Vegan Caesar Dressing:
adapted from The Millenium Cookbook by Eric Tucker and John Westerdahl
- 1 cup lemon juice
- 2 cloves of garlic, minced or substitute 1 stalk of green garlic minced
- 2 teaspoons capers, drained
- 1 tablespoon dijon mustard
- 2 teaspoons nutritional yeast
- 1/2 teaspoon ground pepper
- 1/2 cup olive oil
- 1 cup canola oil or light olive oil
- salt to taste
Combine all the ingredients except the oil and salt in a blender. Blend until smooth. While the blender is running add the oil in a thin stream until incorporated. Add the salt. Makes about 1 3/4 cups.
From the fields….
After a few quiet January weeks of crop planning, and a few busy months of spring planting and preparing, it was great fun this week to finally harvest and bring that harvest to all of you. Returning members were back for another season, the kids all a little taller, picking up your shares with a memory of this time of year…. greens, and roots, green garlic, and more greens. And new members, here for the first time, figuring out this new way to “shop” for your food. The first week of pick-up was certainly a buzz with enthusiasm.
In the fields we are busy with lots of planting. Scott’s heaviest time of bed prep is upon him. He’s easy to find these days. Just listen for the tractor, and there he is, slowly humming over freshly spaded beds, loosening the ground for us to plant into. Scott has been pumping the first biodiesel into an SIO tractor this year. It’s a step we’ve been wanting to take for a while, and it’s exciting to finally be making the change. Scott can tell you more about that in his blog next week.
This week’s planting list includes summer squash, melons, beans, celery, brussels sprouts, and lettuce. And while the crops are growing, the weeds are keeping up right along side them. Scott can knock some of them back with the cultivating tractor, but he always makes sure to leave a few for the crew to hoe. As for this year’s crew… Becky and Vanessa are showing off all their well refined irrigation pipe moving tricks, while Shannon is getting the new apprentices acquainted with the millions of details that go into to the day to day at SIO. In his seventh and final year at the farm, Josh is finally getting to many of the projects that he has been dreaming up over the years. Last week he put up a long awaited shop area, a base camp of sorts, from which he can climb the mountain of invention. Shari will be busy this week fielding all the calls and questions that the first weeks of CSA bring. And I’ve been standing up at the conductor podium, waving around a shovel and a pitchfork, trying to hit every note in perfect harmony.
What can go into your compost bucket?
YES – all vegetable and fruit scraps (they do not have to be 100% organic & do not have to be from our farm), coffee grounds and filters, tea bags, eggs and egg shells, bread, dairy (limited), leftovers (without meat), bread and grains.
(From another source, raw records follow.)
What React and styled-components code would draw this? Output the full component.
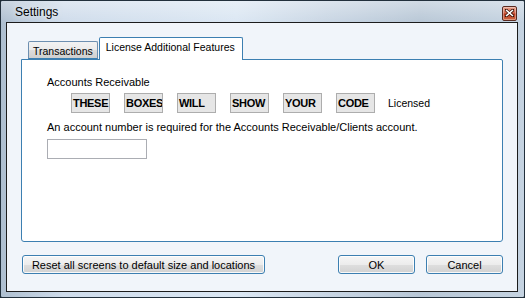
import React from "react";
import styled, { createGlobalStyle } from "styled-components";

const Global = createGlobalStyle`
  html, body { margin: 0; padding: 0; background: #1e2a36; }
  body { font-family: "Liberation Sans", Arial, sans-serif; font-size: 11px; color: #000; }
  * { box-sizing: border-box; }
`;

const Window = styled.div`
  width: 525px;
  height: 298px;
  display: flex;
  flex-direction: column;
  border: 1px solid #22303c;
  border-radius: 2px;
  background:
    linear-gradient(to bottom, rgba(255,255,255,0.35), rgba(255,255,255,0) 22px),
    linear-gradient(to right, #aebfd0 0%, #cfdceb 12%, #dbe7f3 45%, #c9d6e4 62%, #b8c7d6 80%, #c5d3e1 100%);
  overflow: hidden;
`;

const TitleBar = styled.div`
  height: 21px;
  flex: none;
  display: flex;
  align-items: center;
  justify-content: space-between;
  padding: 1px 7px 0 14px;
`;

const Title = styled.span`
  font-size: 12px;
  color: #000;
  text-shadow: 0 0 6px rgba(255,255,255,0.9);
`;

const CloseButton = styled.div`
  width: 15px;
  height: 15px;
  margin-top: 2px;
  border: 1px solid #5a2a20;
  border-radius: 2px;
  background: linear-gradient(to bottom, #e6a28e 0%, #d2664b 45%, #b8381c 55%, #cf6a45 100%);
  display: flex;
  align-items: center;
  justify-content: center;
  box-shadow: inset 0 0 0 1px rgba(255,255,255,0.35);
`;

const Client = styled.div`
  flex: 1;
  margin: 0 6px 5px 5px;
  border: 1px solid #1c1c1c;
  background: #f1f5fa;
  display: flex;
  flex-direction: column;
  padding: 14px 14px 0 14px;
`;

const TabStrip = styled.div`
  display: flex;
  align-items: flex-end;
  height: 22px;
  padding-left: 7px;
  position: relative;
  z-index: 1;
`;

const Tab = styled.div`
  height: ${p => (p.$active ? "23px" : "18px")};
  margin-bottom: ${p => (p.$active ? "-1px" : "0")};
  padding: ${p => (p.$active ? "3px 7px 0 6px" : "3px 4px 0 4px")};
  margin-left: ${p => (p.$active ? "1px" : "0")};
  border: 1px solid ${p => (p.$active ? "#3c7fb1" : "#6d8fb0")};
  border-bottom: ${p => (p.$active ? "none" : "1px solid #3c7fb1")};
  border-radius: 2px 2px 0 0;
  background: ${p =>
    p.$active
      ? "#ffffff"
      : "linear-gradient(to bottom, #f2f2f2 0%, #ebebeb 50%, #dddddd 51%, #cfcfcf 100%)"};
  font-size: 10.5px;
  white-space: nowrap;
`;

const Panel = styled.div`
  height: 183px;
  border: 1px solid #3c7fb1;
  border-radius: 0 2px 3px 3px;
  background: #ffffff;
  padding: 16px 25px 0 25px;
  display: flex;
  flex-direction: column;
`;

const Label = styled.div`
  font-size: 11px;
  line-height: 13px;
`;

const CodeRow = styled.div`
  display: flex;
  align-items: center;
  gap: 14px;
  margin-top: 4px;
  padding-left: 24px;
`;

const CodeBox = styled.div`
  width: 39px;
  height: 20px;
  border: 1px solid #adadad;
  background: #e6e6e6;
  font-weight: bold;
  font-size: 11px;
  letter-spacing: -0.3px;
  line-height: 18px;
  padding-left: 1px;
  white-space: nowrap;
  overflow: hidden;
`;

const Status = styled.span`
  margin-left: -1px;
  font-size: 10.5px;
`;

const Description = styled.div`
  margin-top: 8px;
  font-size: 11px;
  line-height: 13px;
`;

const TextInput = styled.input`
  margin-top: 5px;
  width: 100px;
  height: 20px;
  border: 1px solid #abadb3;
  background: #fff;
  padding: 0 3px;
  font: inherit;
  outline: none;
`;

const ButtonRow = styled.div`
  display: flex;
  align-items: center;
  margin-top: 13px;
  padding-left: 1px;
`;

const Button = styled.button`
  height: 19px;
  width: ${p => p.$w}px;
  margin-left: ${p => p.$ml || 0}px;
  border: 1px solid #3c7fb1;
  border-radius: 3px;
  background: linear-gradient(to bottom, #f6f6f6 0%, #ececec 50%, #dedede 51%, #d2d2d2 100%);
  box-shadow: inset 0 0 0 1px rgba(255,255,255,0.85);
  font-family: "Liberation Sans", Arial, sans-serif;
  font-size: 11px;
  color: #000;
  padding: 0;
  white-space: nowrap;
`;

const Spacer = styled.div`
  flex: 1;
`;

const codes = ["THESE", "BOXES", "WILL", "SHOW", "YOUR", "CODE"];

export default function App() {
  return (
    <>
      <Global />
      <Window>
        <TitleBar>
          <Title>Settings</Title>
          <CloseButton>
            <svg width="9" height="8" viewBox="0 0 9 8">
              <path d="M1 1 L8 7 M8 1 L1 7" stroke="#3a1208" strokeWidth="3" strokeLinecap="square" />
              <path d="M1 1 L8 7 M8 1 L1 7" stroke="#ffffff" strokeWidth="1.6" />
            </svg>
          </CloseButton>
        </TitleBar>
        <Client>
          <TabStrip>
            <Tab>Transactions</Tab>
            <Tab $active>License Additional Features</Tab>
          </TabStrip>
          <Panel>
            <Label>Accounts Receivable</Label>
            <CodeRow>
              {codes.map(c => (
                <CodeBox key={c}>{c}</CodeBox>
              ))}
              <Status>Licensed</Status>
            </CodeRow>
            <Description>
              An account number is required for the Accounts Receivable/Clients account.
            </Description>
            <TextInput type="text" />
          </Panel>
          <ButtonRow>
            <Button $w={243}>Reset all screens to default size and locations</Button>
            <Spacer />
            <Button $w={77}>OK</Button>
            <Button $w={77} $ml={11}>Cancel</Button>
          </ButtonRow>
        </Client>
      </Window>
    </>
  );
}
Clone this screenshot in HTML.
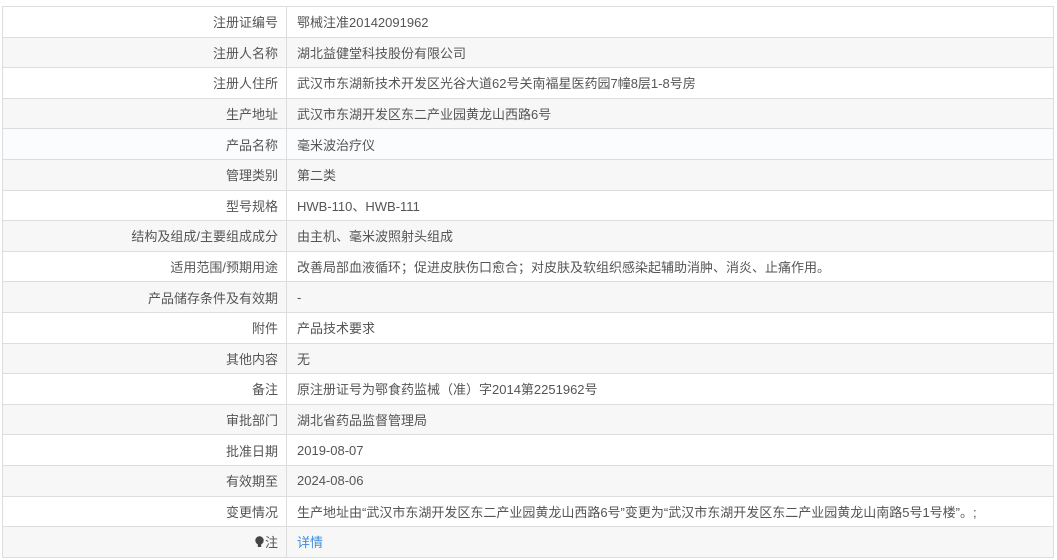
<!DOCTYPE html>
<html><head><meta charset="utf-8"><style>
body{margin:0;background:#fff;font-family:"Liberation Sans","Noto Sans CJK SC",sans-serif;font-size:13px;color:#555;}
.t{position:absolute;left:2px;top:6px;width:1050px;border-top:1px solid #ddd;border-left:1px solid #ddd;border-right:1px solid #ddd;}
.r{height:29.6px;border-bottom:1px solid #ddd;display:flex;align-items:center;}
.r:nth-child(even){background:#f7f7f7;}
.l{width:284px;box-sizing:border-box;padding-right:8px;text-align:right;border-right:1px solid #ddd;height:100%;display:flex;align-items:center;justify-content:flex-end;}
.v{padding-left:10px;}
a{color:#3c8dde;text-decoration:none;}
</style></head><body>
<div class="t">
<div class="r"><div class="l">注册证编号</div><div class="v">鄂械注准20142091962</div></div>
<div class="r"><div class="l">注册人名称</div><div class="v">湖北益健堂科技股份有限公司</div></div>
<div class="r"><div class="l">注册人住所</div><div class="v">武汉市东湖新技术开发区光谷大道62号关南福星医药园7幢8层1-8号房</div></div>
<div class="r"><div class="l">生产地址</div><div class="v">武汉市东湖开发区东二产业园黄龙山西路6号</div></div>
<div class="r" style="background:#fbfcfe"><div class="l">产品名称</div><div class="v">毫米波治疗仪</div></div>
<div class="r"><div class="l">管理类别</div><div class="v">第二类</div></div>
<div class="r"><div class="l">型号规格</div><div class="v">HWB-110、HWB-111</div></div>
<div class="r"><div class="l">结构及组成/主要组成成分</div><div class="v">由主机、毫米波照射头组成</div></div>
<div class="r"><div class="l">适用范围/预期用途</div><div class="v">改善局部血液循环；促进皮肤伤口愈合；对皮肤及软组织感染起辅助消肿、消炎、止痛作用。</div></div>
<div class="r"><div class="l">产品储存条件及有效期</div><div class="v">-</div></div>
<div class="r"><div class="l">附件</div><div class="v">产品技术要求</div></div>
<div class="r"><div class="l">其他内容</div><div class="v">无</div></div>
<div class="r"><div class="l">备注</div><div class="v">原注册证号为鄂食药监械（准）字2014第2251962号</div></div>
<div class="r"><div class="l">审批部门</div><div class="v">湖北省药品监督管理局</div></div>
<div class="r"><div class="l">批准日期</div><div class="v">2019-08-07</div></div>
<div class="r"><div class="l">有效期至</div><div class="v">2024-08-06</div></div>
<div class="r"><div class="l">变更情况</div><div class="v">生产地址由“武汉市东湖开发区东二产业园黄龙山西路6号”变更为“武汉市东湖开发区东二产业园黄龙山南路5号1号楼”。;</div></div>
<div class="r"><div class="l"><svg width="9" height="12" viewBox="0 0 9 12" style="margin-right:1px"><circle cx="4.5" cy="4.5" r="4.2" fill="#444"/><rect x="2.8" y="8" width="3.4" height="3" fill="#444"/></svg>注</div><div class="v"><a>详情</a></div></div>
</div>
</body></html>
NO – meat, fish, bones, paper, rubberbands, produce twist ties
About your eggs from Kookoolan Farms
Kookoolan Farms is a very small, diversified, family farm in Yamhill, Oregon. They have a laying flock of 250 chickens, including Rhode Island Reds, Astralorp, Wyandoth, and Barred Rock hens, which all lay eggs with shells in shades of brown; and Auracauna hens, which lay the blue- and green-shelled eggs.
Their chickens forage for grass and bugs, supplemented by natural oyster shell for calcium and a certified organic layer ration. The resulting egg is delicious and high in Omega 3 fatty acids. The chickens get lots of exercise, sunshine and fresh air. They use no antibiotics or hormones. The eggs are hand-gathered, hand-washed, and hand-packed.